The statement went on to note that seasonal rainfall over the southern peninsula, which includes five meteorological subdivisions (coastal Andhra, Rayalaseema, Tamil Nadu and Puducherry, south interior Karnataka and Kerala), had also received below-average rainfall in the same months. In fact, except for Kerala, all the other four subdivisions had received deficient rainfall.

The long-term average of the northeast monsoon over the southern peninsula has been 332.1 mm for the base range 1951-2000.

Also read: A ‘Normal’ Monsoon With Droughts and Floods?

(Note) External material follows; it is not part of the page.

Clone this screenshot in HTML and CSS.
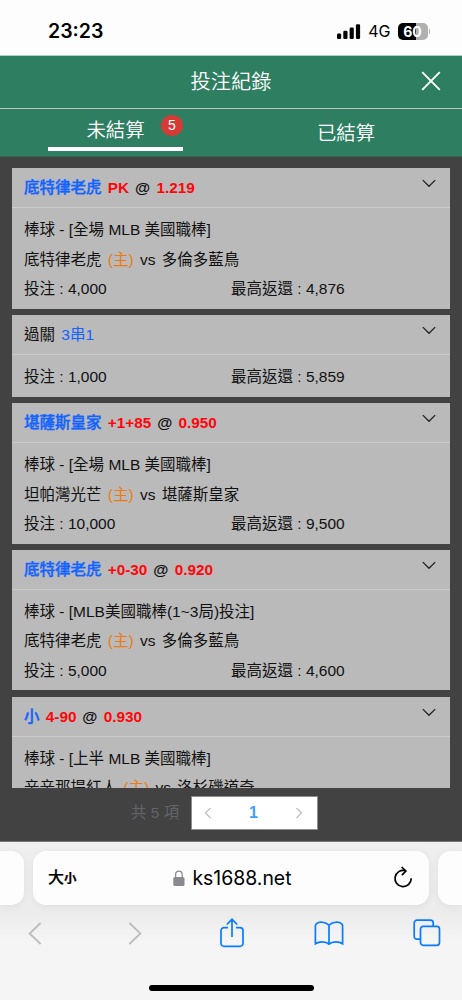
FILE: index.html
```html
<!DOCTYPE html>
<html lang="zh-Hant">
<head>
<meta charset="utf-8">
<title>投注紀錄</title>
<link rel="stylesheet" href="styles.css">
</head>
<body>
<div class="status">
  <span class="clock">23:23</span>
  <svg class="signal" width="24" height="16" viewBox="0 0 24 16"><rect x="0" y="9.5" width="4.2" height="5.5" rx="1.3"/><rect x="6.3" y="6.8" width="4.2" height="8.2" rx="1.3"/><rect x="12.6" y="3.6" width="4.2" height="11.4" rx="1.3"/><rect x="18.9" y="0.2" width="4.2" height="14.8" rx="1.3"/></svg>
  <span class="network">4G</span>
  <div class="battery"><span class="level">60</span><i class="cap"></i></div>
</div>
<header class="titlebar">
  <h1 class="title">投注紀錄</h1>
  <svg class="close" width="20" height="20" viewBox="0 0 20 20"><path d="M1.2 1.2 18.8 18.8M18.8 1.2 1.2 18.8"/></svg>
</header>
<nav class="tabs">
  <div class="tab"><div class="tab-active">未結算<span class="badge">5</span></div></div>
  <div class="tab tab-idle">已結算</div>
</nav>
<main class="page">
  <div class="list">
    <section class="card">
      <div class="head bold"><div><span class="team">底特律老虎</span> <span class="odds">PK</span> <span class="at">@</span> <span class="odds">1.219</span></div><svg class="chev" width="14" height="9" viewBox="0 0 14 9"><path d="M.8 1.1 7 7.3 13.2 1.1"/></svg></div>
      <div class="body">
        <div class="row">棒球 - [全場 MLB 美國職棒]</div>
        <div class="row">底特律老虎 <span class="home">(主)</span> <span class="vs">vs</span> 多倫多藍鳥</div>
        <div class="row split"><span>投注 : <span class="num">4,000</span></span><span>最高返還 : <span class="num">4,876</span></span></div>
      </div>
    </section>
    <section class="card">
      <div class="head"><div>過關 <span class="combo">3串1</span></div><svg class="chev" width="14" height="9" viewBox="0 0 14 9"><path d="M.8 1.1 7 7.3 13.2 1.1"/></svg></div>
      <div class="body">
        <div class="row split"><span>投注 : <span class="num">1,000</span></span><span>最高返還 : <span class="num">5,859</span></span></div>
      </div>
    </section>
    <section class="card">
      <div class="head bold"><div><span class="team">堪薩斯皇家</span> <span class="odds">+1+85</span> <span class="at">@</span> <span class="odds">0.950</span></div><svg class="chev" width="14" height="9" viewBox="0 0 14 9"><path d="M.8 1.1 7 7.3 13.2 1.1"/></svg></div>
      <div class="body">
        <div class="row">棒球 - [全場 MLB 美國職棒]</div>
        <div class="row">坦帕灣光芒 <span class="home">(主)</span> <span class="vs">vs</span> 堪薩斯皇家</div>
        <div class="row split"><span>投注 : <span class="num">10,000</span></span><span>最高返還 : <span class="num">9,500</span></span></div>
      </div>
    </section>
    <section class="card">
      <div class="head bold"><div><span class="team">底特律老虎</span> <span class="odds">+0-30</span> <span class="at">@</span> <span class="odds">0.920</span></div><svg class="chev" width="14" height="9" viewBox="0 0 14 9"><path d="M.8 1.1 7 7.3 13.2 1.1"/></svg></div>
      <div class="body">
        <div class="row">棒球 - [MLB美國職棒(1~3局)投注]</div>
        <div class="row">底特律老虎 <span class="home">(主)</span> <span class="vs">vs</span> 多倫多藍鳥</div>
        <div class="row split"><span>投注 : <span class="num">5,000</span></span><span>最高返還 : <span class="num">4,600</span></span></div>
      </div>
    </section>
    <section class="card">
      <div class="head bold"><div><span class="team">小</span> <span class="odds">4-90</span> <span class="at">@</span> <span class="odds">0.930</span></div><svg class="chev" width="14" height="9" viewBox="0 0 14 9"><path d="M.8 1.1 7 7.3 13.2 1.1"/></svg></div>
      <div class="body">
        <div class="row">棒球 - [上半 MLB 美國職棒]</div>
        <div class="row">辛辛那提紅人 <span class="home">(主)</span> <span class="vs">vs</span> 洛杉磯道奇</div>
      </div>
    </section>
  </div>
  <div class="pager">
    <span class="total">共 5 項</span>
    <div class="pages">
      <svg width="8" height="12" viewBox="0 0 8 12"><path d="M6.5 1 1.5 6 6.5 11"/></svg>
      <b>1</b>
      <svg width="8" height="12" viewBox="0 0 8 12"><path d="M1.5 1 6.5 6 1.5 11"/></svg>
    </div>
  </div>
</main>
<footer class="browser">
  <div class="addresses">
    <div class="peek peek-left"></div>
    <div class="address">
      <span class="size">大<small>小</small></span>
      <span class="host"><svg width="12" height="17" viewBox="0 0 12 17"><rect x=".3" y="7" width="11.2" height="9" rx="1.6" fill="#8a8a8f"/><path d="M2.6 7.5V4.4a3.3 3.3 0 0 1 6.6 0v3.1" fill="none" stroke="#8a8a8f" stroke-width="1.3"/></svg>ks1688.net</span>
      <svg class="reload" width="20" height="23" viewBox="0 0 20 23"><path d="M12.3 4.7A8.1 8.1 0 1 0 18.2 12.3M8.6 1 12.9 5 8.9 9.2"/></svg>
    </div>
    <div class="peek peek-right"></div>
  </div>
  <div class="tools">
    <svg class="muted" width="14" height="23" viewBox="0 0 14 23"><path d="M12.6 1 1.6 11.5 12.6 22"/></svg>
    <svg class="muted" width="14" height="23" viewBox="0 0 14 23"><path d="M1.4 1 12.4 11.5 1.4 22"/></svg>
    <svg width="24" height="30" viewBox="0 0 24 30"><path d="M8 9.6H4A3 3 0 0 0 1 12.6V25.4A3 3 0 0 0 4 28.4H20A3 3 0 0 0 23 25.4V12.6A3 3 0 0 0 20 9.6H16M12 19V1.5M6.8 6.5 12 1.3 17.2 6.5"/></svg>
    <svg width="30" height="25" viewBox="0 0 30 25"><path d="M15 4.3C11.8.7 5.2.3 2.3 2.8Q1.4 3.6 1.4 5V22.7C5 20.3 11.5 19.9 15 23.2 18.5 19.9 25 20.3 28.6 22.7V5Q28.6 3.6 27.7 2.8C24.8.3 18.2.7 15 4.3ZM15 4.3V23.2"/></svg>
    <svg width="28" height="28" viewBox="0 0 28 28"><path d="M7.5 20.2H4A2.8 2.8 0 0 1 1.2 17.4V4A2.8 2.8 0 0 1 4 1.2H17.4A2.8 2.8 0 0 1 20.2 4V7.2"/><rect x="7.5" y="7.3" width="19" height="19" rx="2.8"/></svg>
  </div>
  <div class="homebar"></div>
</footer>
</body>
</html>
```

FILE: styles.css
```css
* { box-sizing: border-box; }
body {
  margin: 0;
  width: 462px;
  height: 1000px;
  overflow: hidden;
  display: flex;
  flex-direction: column;
  background: #424242;
  color: #111;
  font: 15.5px/29.4px "Liberation Sans", "Noto Sans CJK TC", sans-serif;
}
svg { flex: none; display: block; }
.status {
  height: 56px;
  flex: none;
  padding: 8px 32px 0 48px;
  display: flex;
  align-items: center;
  background: #fdfdfd;
  border-bottom: 1px solid #b4cec4;
  color: #000;
  font-family: Inter, sans-serif;
}
.clock { font-size: 19.5px; font-weight: 600; margin-right: auto; }
.network { font-size: 16px; margin: 0 7px 0 7px; }
.battery { display: flex; align-items: center; gap: 1px; margin-bottom: 1px; }
.level {
  width: 30px;
  height: 17px;
  border-radius: 5px;
  background: linear-gradient(90deg, #000 60%, #b1b1b1 60%);
  color: #fff;
  font-size: 14px;
  font-weight: 700;
  line-height: 17px;
  text-align: center;
}
.cap { width: 1.5px; height: 5px; border-radius: 0 2px 2px 0; background: #b1b1b1; }
.titlebar {
  height: 53px;
  flex: none;
  display: grid;
  grid-template-columns: 1fr auto 1fr;
  align-items: center;
  padding: 0 21px;
  background: #2e7f62;
  border-bottom: 1px solid #c0c9c5;
  color: #fff;
}
.title {
  grid-column: 2;
  margin: 2px 0 0;
  font-size: 20.2px;
  font-weight: 350;
}
.close { justify-self: end; margin-bottom: 3px; }
.close path { stroke: #fff; stroke-width: 1.9; fill: none; }
.tabs {
  height: 48px;
  flex: none;
  display: flex;
  background: #2e7f62;
  border-bottom: 1px solid #386350;
  color: #fff;
  font-size: 19.4px;
  font-weight: 350;
}
.tab { width: 231px; display: flex; justify-content: center; }
.tab-idle { align-items: center; padding: 2px 1px 0 0; }
.tab-active {
  position: relative;
  width: 135px;
  height: 42px;
  line-height: 42.5px;
  text-align: center;
  border-bottom: 4px solid #fff;
}
.badge {
  position: absolute;
  left: 113px;
  top: 6px;
  width: 22px;
  height: 21px;
  border-radius: 50%;
  background: #d63a34;
  font-size: 14px;
  line-height: 21px;
}
.page { height: 684px; flex: none; padding: 11px 12px 0; }
.list {
  height: 620px;
  overflow: hidden;
  display: flex;
  flex-direction: column;
  gap: 6.1px;
}
.card { flex: none; background: #bababa; }
.head {
  height: 40.2px;
  padding: 0 14px 0 12px;
  display: flex;
  justify-content: space-between;
  line-height: 39px;
  border-bottom: 1.4px solid #cbcbcb;
}
.bold { font-weight: 700; }
.chev { margin-top: 11px; }
.chev path { fill: none; stroke: #222; stroke-width: 1.3; }
.team { color: #1263ff; font-weight: 500; margin-right: 2px; -webkit-text-stroke: 0.4px #1263ff; }
.combo { color: #1263ff; margin-left: 2px; }
.odds { color: #ff050b; font-size: 15.3px; }
.at { margin: 0 2px 0 1.6px; }
.home { color: #ea7a13; margin-left: 2px; }
.vs { margin: 0 2px; }
.body { padding: 7.2px 12px 5.2px; }
.row { height: 29.4px; white-space: nowrap; }
.split { display: grid; grid-template-columns: 1fr 1fr; }
.pager { display: flex; align-items: center; margin-top: 8px; padding-left: 119px; }
.total { width: 60px; color: #626469; font-size: 15.5px; }
.pages {
  width: 127px;
  height: 34px;
  padding: 0 14px 0 12px;
  display: flex;
  align-items: center;
  justify-content: space-between;
  background: #fff;
  border: 1px solid #8c8c8c;
}
.pages svg path { fill: none; stroke: #c0c4cc; stroke-width: 1.5; }
.pages b { color: #409eff; font-size: 16px; }
.browser {
  flex: 1;
  background: linear-gradient(#efefef, #ececec 72px, #f5f5f5 100px);
  border-top: 1px solid #77777a;
  font-family: Inter, "Noto Sans CJK TC", sans-serif;
  color: #000;
}
.addresses { display: flex; justify-content: space-between; padding-top: 9px; }
.peek, .address { height: 54px; background: #fdfdfd; box-shadow: 0 2px 8px #0000000f; }
.peek-left { width: 24px; border-radius: 0 13px 13px 0; }
.peek-right { width: 24px; border-radius: 13px 0 0 13px; }
.address {
  width: 396px;
  border-radius: 13px;
  padding: 0 16px 0 15px;
  display: grid;
  grid-template-columns: 1fr auto 1fr;
  align-items: center;
}
.size { font-size: 16px; font-weight: 500; display: flex; align-items: baseline; -webkit-text-stroke: 0.2px #000; }
.size small { font-size: 12.5px; font-weight: 700; }
.host { display: flex; align-items: center; gap: 7px; font-size: 19.4px; padding: 1px 0 0 4px; }
.reload { justify-self: end; margin-bottom: 1px; }
.reload path { fill: none; stroke: #000; stroke-width: 1.7; }
.tools {
  height: 58px;
  padding: 0 0 2px;
  margin-left: -14px;
  margin-right: -13.5px;
  display: grid;
  grid-template-columns: repeat(5, 1fr);
  align-items: center;
  justify-items: center;
}
.tools svg:nth-child(2) { margin-left: 5px; }
.tools svg:nth-child(3) { margin-left: 2px; }
.tools path, .tools rect { fill: none; stroke: #087bff; stroke-width: 1.7; }
.tools .muted path { stroke: #bcbcbe; stroke-width: 1.8; }
.homebar { width: 165px; height: 6px; margin: 22px auto 0; border-radius: 3px; background: #000; }
```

This is cause for worry because, unlike the rest of the country, which receives rain in the southwest monsoon season between June and September, the northeast monsoon is crucial for farming and water security in the south. This region now seems headed for an acute water crisis.

One analysis of northeast monsoon data, by a meteorology blog, showed the highest rainfall departure to be in Telangana, of negative 65%, followed by Andhra Pradesh at negative 57%, Karnataka at negative 48% and Tamil Nadu at minus 24%.

At the Chennai and Dharmapuri stations in Tamil Nadu, rainfall was 55% and 59% lower than the average. In Andhra Pradesh, Visakhapatnam, Guntur and Prakasam districts received 54%, 63% and 68% less rainfall. Bengaluru’s urban and rural areas, similarly, recorded 54% and 36% less rainfall. The least rainfall received relative to the long-term average appeared to be in Nalgonda, Nizamabad and Yadadri Bhuvanagiri districts in Telangana, at negative 91% in each.

In response, the state governments have introduced water cuts. Three reservoirs supplying water to the city of Chennai have reportedly gone dry and the level in another is falling fast. The Chennai Metropolitan Water Supply and Sewerage Board has already cut the city’s drinking water supply by almost half.

Meanwhile, Andhra Pradesh has declared 347 mandals in nine districts to be drought-hit and drought relief of Rs 1,401 crore from the Centre. And it isn’t the only state staring at a drought year. The southwest monsoon, the country’s principal monsoon season, also ended on a ‘below normal’ note, triggering droughts in several states.

At least five other states apart from Andhra, Maharashtra, Karnataka, Jharkhand, Rajasthan and Gujarat, have submitted memoranda to the Centre for drought relief, and Bihar and Telangana are headed there.

“Deficit soil moisture is an important parameter of agricultural drought. It can be due to deficient rainfall and also high temperature that depletes soil moisture,” Vimal Mishra, an agricultural engineer at IIT Gandhinagar, told The Wire. The IMD, together with the Water and Climate Lab at Mishra’s institute, provides land surface hydrology forecast for periods of seven days and four weeks.

“It is likely that several states are heading into severe drought, and the water crisis is expected to worsen in the coming months as the summer sets in. This will put an additional burden on groundwater, which will be extracted mindlessly,” he warned.

The ‘other’ monsoon

South Asia has two monsoons: the southwest or summer monsoon from June to September, and the northeast or winter monsoon between October and December. The southwest monsoon brings most of the annual rainfall over India. According to a 2012 study, India receives about 11% of its annual rainfall – with many districts in the south receiving 30-60% – during the northeast monsoon season.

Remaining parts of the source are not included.